**Work to complete**
Print, please, exactly and only the lines between the line holding "Generate a component" and the line holding "flex flex-col items-center", inclusive, omitting any pictures.

· · · · ·

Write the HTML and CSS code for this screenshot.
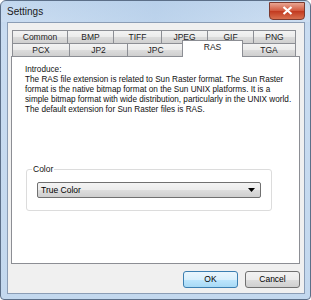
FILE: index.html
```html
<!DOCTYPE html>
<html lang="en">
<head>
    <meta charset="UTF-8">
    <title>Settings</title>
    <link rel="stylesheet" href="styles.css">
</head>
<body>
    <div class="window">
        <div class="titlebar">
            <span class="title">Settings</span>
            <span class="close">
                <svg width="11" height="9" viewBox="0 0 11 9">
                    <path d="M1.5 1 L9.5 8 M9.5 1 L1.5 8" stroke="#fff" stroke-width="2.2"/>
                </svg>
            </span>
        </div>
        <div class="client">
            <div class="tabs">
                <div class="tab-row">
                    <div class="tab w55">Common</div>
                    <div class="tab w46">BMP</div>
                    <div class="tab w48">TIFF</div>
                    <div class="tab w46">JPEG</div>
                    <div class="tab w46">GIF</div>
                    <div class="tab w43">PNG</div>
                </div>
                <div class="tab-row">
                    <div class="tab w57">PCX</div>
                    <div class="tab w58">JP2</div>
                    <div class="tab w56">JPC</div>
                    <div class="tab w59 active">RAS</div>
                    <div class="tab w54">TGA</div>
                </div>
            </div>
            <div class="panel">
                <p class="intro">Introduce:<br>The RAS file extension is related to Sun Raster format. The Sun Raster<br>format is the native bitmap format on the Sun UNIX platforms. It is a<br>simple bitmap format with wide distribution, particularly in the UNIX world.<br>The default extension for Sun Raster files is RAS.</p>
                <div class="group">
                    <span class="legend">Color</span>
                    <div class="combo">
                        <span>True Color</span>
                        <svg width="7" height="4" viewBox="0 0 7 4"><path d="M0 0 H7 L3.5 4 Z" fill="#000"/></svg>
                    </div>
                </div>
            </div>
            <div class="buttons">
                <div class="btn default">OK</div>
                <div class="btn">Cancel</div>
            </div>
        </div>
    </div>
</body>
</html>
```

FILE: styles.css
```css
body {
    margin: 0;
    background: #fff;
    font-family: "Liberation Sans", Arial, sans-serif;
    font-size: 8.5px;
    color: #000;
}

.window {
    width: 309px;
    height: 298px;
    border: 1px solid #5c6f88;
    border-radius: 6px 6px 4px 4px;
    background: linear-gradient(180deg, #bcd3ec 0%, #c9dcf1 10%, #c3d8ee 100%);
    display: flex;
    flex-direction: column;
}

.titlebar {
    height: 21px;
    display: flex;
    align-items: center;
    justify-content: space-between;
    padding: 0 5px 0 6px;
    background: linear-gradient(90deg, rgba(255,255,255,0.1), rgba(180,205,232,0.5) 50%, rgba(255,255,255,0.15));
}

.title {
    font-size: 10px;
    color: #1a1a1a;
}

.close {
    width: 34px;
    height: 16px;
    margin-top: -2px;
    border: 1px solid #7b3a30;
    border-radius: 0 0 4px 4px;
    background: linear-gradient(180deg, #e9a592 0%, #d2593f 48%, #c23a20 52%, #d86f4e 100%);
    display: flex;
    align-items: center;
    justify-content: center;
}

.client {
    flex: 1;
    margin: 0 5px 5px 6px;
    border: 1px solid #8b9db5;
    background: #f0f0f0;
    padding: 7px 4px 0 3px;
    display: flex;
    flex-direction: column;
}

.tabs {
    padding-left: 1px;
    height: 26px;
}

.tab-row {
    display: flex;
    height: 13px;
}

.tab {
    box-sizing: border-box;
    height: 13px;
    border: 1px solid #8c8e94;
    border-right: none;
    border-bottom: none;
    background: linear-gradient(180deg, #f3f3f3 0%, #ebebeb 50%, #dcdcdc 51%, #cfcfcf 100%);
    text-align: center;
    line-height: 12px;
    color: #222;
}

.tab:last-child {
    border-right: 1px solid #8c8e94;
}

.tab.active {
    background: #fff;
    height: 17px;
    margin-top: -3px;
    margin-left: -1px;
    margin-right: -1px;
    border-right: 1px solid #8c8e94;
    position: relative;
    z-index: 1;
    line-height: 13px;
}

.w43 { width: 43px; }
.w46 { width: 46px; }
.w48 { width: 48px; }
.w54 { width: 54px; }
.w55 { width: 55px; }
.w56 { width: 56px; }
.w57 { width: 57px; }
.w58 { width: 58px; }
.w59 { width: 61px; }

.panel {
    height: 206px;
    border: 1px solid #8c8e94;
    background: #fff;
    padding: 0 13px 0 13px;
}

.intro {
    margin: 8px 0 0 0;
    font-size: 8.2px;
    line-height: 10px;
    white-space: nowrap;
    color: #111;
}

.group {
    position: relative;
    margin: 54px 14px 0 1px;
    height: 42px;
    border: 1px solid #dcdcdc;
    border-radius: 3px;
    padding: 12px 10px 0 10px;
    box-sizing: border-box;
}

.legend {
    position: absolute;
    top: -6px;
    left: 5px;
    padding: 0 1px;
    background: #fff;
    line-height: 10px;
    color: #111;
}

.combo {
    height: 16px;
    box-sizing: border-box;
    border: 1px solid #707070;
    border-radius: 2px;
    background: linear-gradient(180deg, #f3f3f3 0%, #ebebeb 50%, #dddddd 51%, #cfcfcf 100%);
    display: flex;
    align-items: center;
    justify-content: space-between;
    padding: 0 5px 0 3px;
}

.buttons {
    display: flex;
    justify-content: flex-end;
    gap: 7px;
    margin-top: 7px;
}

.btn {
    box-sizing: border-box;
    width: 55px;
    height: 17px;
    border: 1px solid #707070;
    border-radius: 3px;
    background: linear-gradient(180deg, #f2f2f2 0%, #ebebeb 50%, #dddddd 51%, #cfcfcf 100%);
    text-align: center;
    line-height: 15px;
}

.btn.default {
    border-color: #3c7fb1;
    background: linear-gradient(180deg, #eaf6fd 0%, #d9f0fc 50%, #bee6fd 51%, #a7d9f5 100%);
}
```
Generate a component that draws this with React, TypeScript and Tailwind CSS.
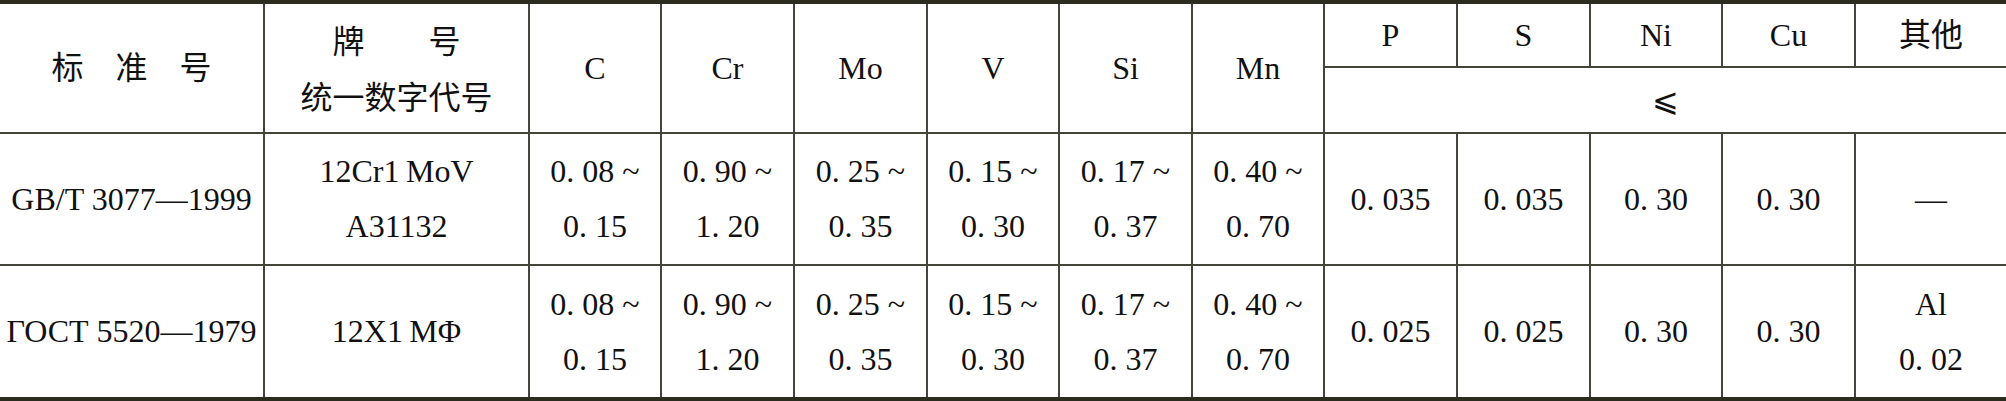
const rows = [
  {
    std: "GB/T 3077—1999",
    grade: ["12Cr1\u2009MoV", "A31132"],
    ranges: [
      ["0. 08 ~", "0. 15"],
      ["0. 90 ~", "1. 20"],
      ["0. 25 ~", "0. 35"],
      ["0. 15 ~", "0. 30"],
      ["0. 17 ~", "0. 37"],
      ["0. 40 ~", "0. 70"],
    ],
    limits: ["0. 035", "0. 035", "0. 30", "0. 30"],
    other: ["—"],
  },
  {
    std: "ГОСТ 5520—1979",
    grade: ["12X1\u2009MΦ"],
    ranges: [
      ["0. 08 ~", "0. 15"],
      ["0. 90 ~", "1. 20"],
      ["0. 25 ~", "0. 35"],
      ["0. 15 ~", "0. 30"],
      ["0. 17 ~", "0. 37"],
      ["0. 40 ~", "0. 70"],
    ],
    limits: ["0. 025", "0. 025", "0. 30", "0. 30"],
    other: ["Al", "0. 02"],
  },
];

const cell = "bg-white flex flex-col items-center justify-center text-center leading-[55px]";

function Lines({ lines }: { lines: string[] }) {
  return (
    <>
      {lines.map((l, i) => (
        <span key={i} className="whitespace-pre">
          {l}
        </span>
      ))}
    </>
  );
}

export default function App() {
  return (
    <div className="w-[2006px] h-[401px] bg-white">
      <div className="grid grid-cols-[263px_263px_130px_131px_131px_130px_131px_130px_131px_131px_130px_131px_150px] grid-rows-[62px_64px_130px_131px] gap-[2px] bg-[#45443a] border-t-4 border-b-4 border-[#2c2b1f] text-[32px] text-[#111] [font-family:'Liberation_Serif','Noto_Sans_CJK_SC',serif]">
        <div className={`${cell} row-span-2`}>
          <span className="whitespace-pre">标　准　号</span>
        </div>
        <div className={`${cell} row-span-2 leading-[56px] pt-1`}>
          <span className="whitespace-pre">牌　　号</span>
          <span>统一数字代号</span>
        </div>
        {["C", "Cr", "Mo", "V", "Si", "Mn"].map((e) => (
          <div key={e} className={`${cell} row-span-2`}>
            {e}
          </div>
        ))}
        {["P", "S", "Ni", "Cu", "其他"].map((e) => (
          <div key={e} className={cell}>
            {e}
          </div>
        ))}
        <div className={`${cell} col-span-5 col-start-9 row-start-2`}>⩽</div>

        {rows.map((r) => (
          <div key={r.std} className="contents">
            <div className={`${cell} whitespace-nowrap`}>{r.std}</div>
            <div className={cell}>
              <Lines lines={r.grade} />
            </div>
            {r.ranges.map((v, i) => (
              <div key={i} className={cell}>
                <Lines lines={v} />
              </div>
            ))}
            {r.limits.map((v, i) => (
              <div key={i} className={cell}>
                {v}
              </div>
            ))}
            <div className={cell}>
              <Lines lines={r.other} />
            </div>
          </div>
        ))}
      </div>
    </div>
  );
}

· · · · ·

**Written solution**
Generate a component that draws this with React, TypeScript and Tailwind CSS.
const rows = [
  {
    std: "GB/T 3077—1999",
    grade: ["12Cr1\u2009MoV", "A31132"],
    ranges: [
      ["0. 08 ~", "0. 15"],
      ["0. 90 ~", "1. 20"],
      ["0. 25 ~", "0. 35"],
      ["0. 15 ~", "0. 30"],
      ["0. 17 ~", "0. 37"],
      ["0. 40 ~", "0. 70"],
    ],
    limits: ["0. 035", "0. 035", "0. 30", "0. 30"],
    other: ["—"],
  },
  {
    std: "ГОСТ 5520—1979",
    grade: ["12X1\u2009MΦ"],
    ranges: [
      ["0. 08 ~", "0. 15"],
      ["0. 90 ~", "1. 20"],
      ["0. 25 ~", "0. 35"],
      ["0. 15 ~", "0. 30"],
      ["0. 17 ~", "0. 37"],
      ["0. 40 ~", "0. 70"],
    ],
    limits: ["0. 025", "0. 025", "0. 30", "0. 30"],
    other: ["Al", "0. 02"],
  },
];

const cell = "bg-white flex flex-col items-center justify-center text-center leading-[55px]";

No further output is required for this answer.